I tug the yellow cloth aside and step into the reeking shanty.
My breath hitches in my throat.
We fae do not take ill. We do not die slowly of the ravages of disease. But my mother is no longer fae – not really. She’s been stripped of the magic of our kind. Stripped of all our graces and trickery.
Her breath rasps in her throat, barely even there. Her skin is sallow, eyes sunken, lips pulled back in a grimace. I would have spared her this if I could have. I would have spared her everything that happened since the day the Court turned on her. I still don’t know why they did. I’ve only heard rumors and no two of them match.
Seeing her now, seeing her like this, strips me of all dignity and strength. I stumble to my knee beside her bed, trying not to breathe too deeply.
Her eyes flicker open.
“Vidar. My son. You have come after all.” Her words are barely audible. “I held on for you.”

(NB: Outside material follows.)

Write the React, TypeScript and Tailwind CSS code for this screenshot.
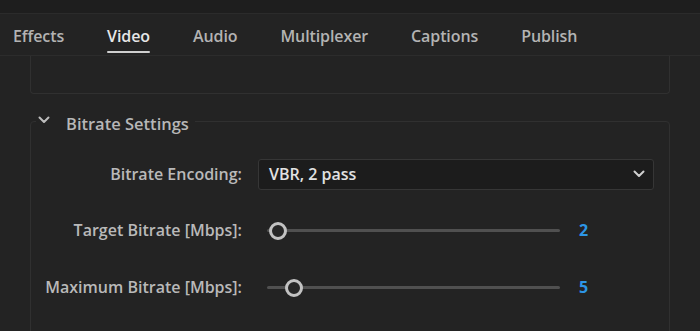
import React from 'react';

const tabs = ['Effects', 'Video', 'Audio', 'Multiplexer', 'Captions', 'Publish'];

const Chevron = ({ className }: { className?: string }) => (
  <svg width="12" height="8" viewBox="0 0 12 8" className={className} fill="none">
    <path d="M1.5 1.5 L6 6 L10.5 1.5" stroke="currentColor" strokeWidth="2" strokeLinecap="round" strokeLinejoin="round" />
  </svg>
);

const Slider = ({ offset, value }: { offset: number; value: number }) => (
  <div className="flex items-center">
    <div className="relative ml-[9px] h-[18px] w-[293px]">
      <div className="absolute left-0 right-0 top-[8px] h-[3px] rounded-full bg-[#505050]" />
      <div
        className="absolute top-[0.5px] h-[18px] w-[18px] -translate-x-1/2 rounded-full border-[3px] border-[#c2c2c2] bg-[#262626]"
        style={{ left: offset }}
      />
    </div>
    <span className="ml-[19px] text-[16px] font-bold text-[#2d96e6]">{value}</span>
  </div>
);

export default function App() {
  return (
    <div className="h-[331px] w-[700px] overflow-hidden bg-[#232323] font-['Open_Sans',sans-serif] text-[#b9b9b9]">
      {/* top strip */}
      <div className="h-[14px] border-b border-[#2b2b2b] bg-[#1e1e1e]" />

      {/* tabs */}
      <div className="flex h-[42px] items-stretch gap-[43px] border-b border-[#2c2c2c] pl-[13px]">
        {tabs.map((t) => (
          <div key={t} className="relative flex items-center pt-[2px] text-[16px] font-semibold tracking-[-0.1px]">
            <span className={t === 'Video' ? 'text-[#e6e6e6]' : 'text-[#b3b3b3]'}>{t}</span>
            {t === 'Video' && <div className="absolute bottom-[2px] left-0 right-0 h-[2px] rounded-full bg-[#cfcfcf]" />}
          </div>
        ))}
      </div>

      {/* previous panel (cut off) */}
      <div className="mx-[30px] h-[38px] rounded-b-[4px] border-x border-b border-[#303030]" />

      {/* Bitrate settings */}
      <fieldset className="mx-[30px] mt-[13px] h-[260px] rounded-t-[4px] border border-[#303030]">
        <legend className="ml-[5px] flex items-center pr-[6px]">
          <Chevron className="ml-[2px] -mt-[3px] text-[#bdbdbd]" />
          <span className="ml-[16px] mt-[5px] text-[16.5px] font-semibold text-[#b7b7b7]">Bitrate Settings</span>
        </legend>

        <div className="mt-[22px] grid grid-cols-[211px_1fr] items-center gap-x-[16px] gap-y-0 pr-[15px] text-[16px] font-semibold">
          <div className="flex h-[31px] items-center justify-end">Bitrate Encoding:</div>
          <div className="flex h-[31px] items-center justify-between rounded-[3px] border border-[#363636] bg-[#1c1c1c] pl-[10px] pr-[8px] text-[#e2e2e2]">
            <span className="text-[16px]">VBR, 2 pass</span>
            <Chevron className="text-[#d0d0d0]" />
          </div>

          <div className="mt-[25px] flex h-[31px] items-center justify-end">Target Bitrate [Mbps]:</div>
          <div className="mt-[25px]">
            <Slider offset={11} value={2} />
          </div>

          <div className="mt-[26px] flex h-[31px] items-center justify-end">Maximum Bitrate [Mbps]:</div>
          <div className="mt-[26px]">
            <Slider offset={27} value={5} />
          </div>
        </div>
      </fieldset>
    </div>
  );
}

And I’m glad I came after all. For so many years I have longed for her benediction. Perhaps, just one time, I shall hear from her lips that she loves me and has missed me.
Her palm opens and she offers it to me. I clasp it eagerly and a flicker of annoyance crosses her face. Has she not missed me, too? Or have I taken on so much mortality from my life with my mayfly seer that I am no longer recognizable to my own kind?
“The locket,” she murmurs, and I realize there is something pressed between our hands. “Revenge.”
“Revenge?” I ask. I want to say that I have missed her. I want to say I would take her pain if I could. I want to tell her that none of this is her fault.
“I’ve held out so I can give it to you.” Her voice rattles and I realize she’s trying to cough. She presses the locket into my hand, and I stare at it dully. It’s shaped like a heart. It’s crafted of gold. A cheap trinket despite the precious metal – smaller than the tip of my pinky and suspended on a chain so delicate it looks like a hair.
“I have lived a life you can be proud of,” I say tentatively, trying to draw us back to farewells and kindnesses.
“And now you will die a death that will make me proud,” she says, and these words are much stronger, as if this is what she’s been holding onto for all this time.